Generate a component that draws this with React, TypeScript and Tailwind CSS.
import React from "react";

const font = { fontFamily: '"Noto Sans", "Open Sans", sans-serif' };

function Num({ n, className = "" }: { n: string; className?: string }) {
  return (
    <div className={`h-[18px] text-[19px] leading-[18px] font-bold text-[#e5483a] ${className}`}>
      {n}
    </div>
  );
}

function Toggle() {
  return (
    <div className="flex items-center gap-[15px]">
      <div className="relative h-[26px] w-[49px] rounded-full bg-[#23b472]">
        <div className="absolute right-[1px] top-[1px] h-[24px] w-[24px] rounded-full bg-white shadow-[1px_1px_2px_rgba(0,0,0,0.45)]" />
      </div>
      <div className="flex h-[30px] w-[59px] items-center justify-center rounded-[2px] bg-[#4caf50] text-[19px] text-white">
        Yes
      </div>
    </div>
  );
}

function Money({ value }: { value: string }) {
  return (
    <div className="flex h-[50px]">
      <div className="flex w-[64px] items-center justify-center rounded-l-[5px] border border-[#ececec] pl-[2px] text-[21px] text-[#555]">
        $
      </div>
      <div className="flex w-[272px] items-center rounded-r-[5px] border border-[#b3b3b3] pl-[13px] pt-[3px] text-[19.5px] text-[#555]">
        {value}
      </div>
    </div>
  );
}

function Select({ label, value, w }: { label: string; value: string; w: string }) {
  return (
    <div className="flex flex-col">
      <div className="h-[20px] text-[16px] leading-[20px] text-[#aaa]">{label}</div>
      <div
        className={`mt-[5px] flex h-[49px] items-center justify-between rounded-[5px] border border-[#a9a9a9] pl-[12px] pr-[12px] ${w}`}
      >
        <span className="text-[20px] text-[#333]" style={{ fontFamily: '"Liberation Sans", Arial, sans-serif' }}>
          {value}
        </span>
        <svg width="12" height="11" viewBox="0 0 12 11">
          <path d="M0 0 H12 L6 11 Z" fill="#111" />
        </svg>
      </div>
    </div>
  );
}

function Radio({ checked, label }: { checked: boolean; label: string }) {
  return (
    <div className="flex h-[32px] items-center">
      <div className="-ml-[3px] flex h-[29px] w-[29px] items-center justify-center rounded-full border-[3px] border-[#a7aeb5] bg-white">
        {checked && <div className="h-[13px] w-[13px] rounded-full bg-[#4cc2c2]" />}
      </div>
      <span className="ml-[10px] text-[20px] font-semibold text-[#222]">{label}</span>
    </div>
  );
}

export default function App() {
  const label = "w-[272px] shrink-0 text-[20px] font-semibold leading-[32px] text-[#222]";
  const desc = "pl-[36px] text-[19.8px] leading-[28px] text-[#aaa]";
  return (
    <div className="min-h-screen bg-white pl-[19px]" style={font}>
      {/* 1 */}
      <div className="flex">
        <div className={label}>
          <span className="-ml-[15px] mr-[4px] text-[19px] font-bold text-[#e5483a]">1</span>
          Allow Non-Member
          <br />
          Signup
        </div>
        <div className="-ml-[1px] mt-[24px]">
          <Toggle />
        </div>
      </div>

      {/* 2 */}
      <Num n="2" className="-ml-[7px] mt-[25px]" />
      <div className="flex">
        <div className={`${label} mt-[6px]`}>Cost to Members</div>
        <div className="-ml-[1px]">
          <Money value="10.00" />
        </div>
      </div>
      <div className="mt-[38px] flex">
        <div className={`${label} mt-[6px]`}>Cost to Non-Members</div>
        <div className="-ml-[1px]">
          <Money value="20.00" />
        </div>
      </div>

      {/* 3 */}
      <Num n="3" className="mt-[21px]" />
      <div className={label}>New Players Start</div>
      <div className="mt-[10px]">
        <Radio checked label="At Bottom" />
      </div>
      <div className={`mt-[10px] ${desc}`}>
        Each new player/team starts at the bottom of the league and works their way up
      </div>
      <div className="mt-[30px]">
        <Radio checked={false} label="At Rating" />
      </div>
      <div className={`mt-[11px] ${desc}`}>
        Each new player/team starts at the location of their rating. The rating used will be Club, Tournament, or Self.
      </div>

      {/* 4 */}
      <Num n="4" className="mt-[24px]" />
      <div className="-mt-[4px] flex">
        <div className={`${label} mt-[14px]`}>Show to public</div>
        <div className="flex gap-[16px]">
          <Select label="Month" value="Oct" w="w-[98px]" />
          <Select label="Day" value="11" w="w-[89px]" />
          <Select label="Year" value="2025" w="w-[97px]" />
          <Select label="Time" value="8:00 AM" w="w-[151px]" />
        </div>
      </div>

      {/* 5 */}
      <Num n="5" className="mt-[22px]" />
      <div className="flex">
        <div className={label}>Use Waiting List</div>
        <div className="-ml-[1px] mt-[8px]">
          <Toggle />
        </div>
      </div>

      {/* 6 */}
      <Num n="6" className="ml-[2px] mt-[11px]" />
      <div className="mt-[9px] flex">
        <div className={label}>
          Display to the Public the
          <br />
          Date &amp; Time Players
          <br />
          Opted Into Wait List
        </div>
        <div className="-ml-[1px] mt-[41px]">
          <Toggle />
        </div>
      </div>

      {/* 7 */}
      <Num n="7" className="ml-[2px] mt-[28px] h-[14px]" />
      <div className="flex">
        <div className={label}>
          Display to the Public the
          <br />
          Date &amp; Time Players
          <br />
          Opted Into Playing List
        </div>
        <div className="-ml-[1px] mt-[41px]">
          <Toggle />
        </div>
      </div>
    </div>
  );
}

◇ ◇ ◇

### EXERCISE
Nothing in the data may differ; print all of it exactly as written.

### ANSWER TO THE PROBLEM
Generate a component that draws this with React, TypeScript and Tailwind CSS.
import React from "react";

const font = { fontFamily: '"Noto Sans", "Open Sans", sans-serif' };

function Num({ n, className = "" }: { n: string; className?: string }) {
  return (
    <div className={`h-[18px] text-[19px] leading-[18px] font-bold text-[#e5483a] ${className}`}>
      {n}
    </div>
  );
}

function Toggle() {
  return (
    <div className="flex items-center gap-[15px]">
      <div className="relative h-[26px] w-[49px] rounded-full bg-[#23b472]">
        <div className="absolute right-[1px] top-[1px] h-[24px] w-[24px] rounded-full bg-white shadow-[1px_1px_2px_rgba(0,0,0,0.45)]" />
      </div>
      <div className="flex h-[30px] w-[59px] items-center justify-center rounded-[2px] bg-[#4caf50] text-[19px] text-white">
        Yes
      </div>
    </div>
  );
}

function Money({ value }: { value: string }) {
  return (
    <div className="flex h-[50px]">
      <div className="flex w-[64px] items-center justify-center rounded-l-[5px] border border-[#ececec] pl-[2px] text-[21px] text-[#555]">
        $
      </div>
      <div className="flex w-[272px] items-center rounded-r-[5px] border border-[#b3b3b3] pl-[13px] pt-[3px] text-[19.5px] text-[#555]">
        {value}
      </div>
    </div>
  );
}

function Select({ label, value, w }: { label: string; value: string; w: string }) {
  return (
    <div className="flex flex-col">
      <div className="h-[20px] text-[16px] leading-[20px] text-[#aaa]">{label}</div>
      <div
        className={`mt-[5px] flex h-[49px] items-center justify-between rounded-[5px] border border-[#a9a9a9] pl-[12px] pr-[12px] ${w}`}
      >
        <span className="text-[20px] text-[#333]" style={{ fontFamily: '"Liberation Sans", Arial, sans-serif' }}>
          {value}
        </span>
        <svg width="12" height="11" viewBox="0 0 12 11">
          <path d="M0 0 H12 L6 11 Z" fill="#111" />
        </svg>
      </div>
    </div>
  );
}

function Radio({ checked, label }: { checked: boolean; label: string }) {
  return (
    <div className="flex h-[32px] items-center">
      <div className="-ml-[3px] flex h-[29px] w-[29px] items-center justify-center rounded-full border-[3px] border-[#a7aeb5] bg-white">
        {checked && <div className="h-[13px] w-[13px] rounded-full bg-[#4cc2c2]" />}
      </div>
      <span className="ml-[10px] text-[20px] font-semibold text-[#222]">{label}</span>
    </div>
  );
}

export default function App() {
  const label = "w-[272px] shrink-0 text-[20px] font-semibold leading-[32px] text-[#222]";
  const desc = "pl-[36px] text-[19.8px] leading-[28px] text-[#aaa]";
  return (
    <div className="min-h-screen bg-white pl-[19px]" style={font}>
      {/* 1 */}
      <div className="flex">
        <div className={label}>
          <span className="-ml-[15px] mr-[4px] text-[19px] font-bold text-[#e5483a]">1</span>
          Allow Non-Member
          <br />
          Signup
        </div>
        <div className="-ml-[1px] mt-[24px]">
          <Toggle />
        </div>
      </div>

      {/* 2 */}
      <Num n="2" className="-ml-[7px] mt-[25px]" />
      <div className="flex">
        <div className={`${label} mt-[6px]`}>Cost to Members</div>
        <div className="-ml-[1px]">
          <Money value="10.00" />
        </div>
      </div>
      <div className="mt-[38px] flex">
        <div className={`${label} mt-[6px]`}>Cost to Non-Members</div>
        <div className="-ml-[1px]">
          <Money value="20.00" />
        </div>
      </div>

      {/* 3 */}
      <Num n="3" className="mt-[21px]" />
      <div className={label}>New Players Start</div>
      <div className="mt-[10px]">
        <Radio checked label="At Bottom" />
      </div>
      <div className={`mt-[10px] ${desc}`}>
        Each new player/team starts at the bottom of the league and works their way up
      </div>
      <div className="mt-[30px]">
        <Radio checked={false} label="At Rating" />
      </div>
      <div className={`mt-[11px] ${desc}`}>
        Each new player/team starts at the location of their rating. The rating used will be Club, Tournament, or Self.
      </div>

      {/* 4 */}
      <Num n="4" className="mt-[24px]" />
      <div className="-mt-[4px] flex">
        <div className={`${label} mt-[14px]`}>Show to public</div>
        <div className="flex gap-[16px]">
          <Select label="Month" value="Oct" w="w-[98px]" />
          <Select label="Day" value="11" w="w-[89px]" />
          <Select label="Year" value="2025" w="w-[97px]" />
          <Select label="Time" value="8:00 AM" w="w-[151px]" />
        </div>
      </div>

      {/* 5 */}
      <Num n="5" className="mt-[22px]" />
      <div className="flex">
        <div className={label}>Use Waiting List</div>
        <div className="-ml-[1px] mt-[8px]">
          <Toggle />
        </div>
      </div>

      {/* 6 */}
      <Num n="6" className="ml-[2px] mt-[11px]" />
      <div className="mt-[9px] flex">
        <div className={label}>
          Display to the Public the
          <br />
          Date &amp; Time Players
          <br />
          Opted Into Wait List
        </div>
        <div className="-ml-[1px] mt-[41px]">
          <Toggle />
        </div>
      </div>

      {/* 7 */}
      <Num n="7" className="ml-[2px] mt-[28px] h-[14px]" />
      <div className="flex">
        <div className={label}>
          Display to the Public the
          <br />
          Date &amp; Time Players
          <br />
          Opted Into Playing List
        </div>
        <div className="-ml-[1px] mt-[41px]">
          <Toggle />
        </div>
      </div>
    </div>
  );
}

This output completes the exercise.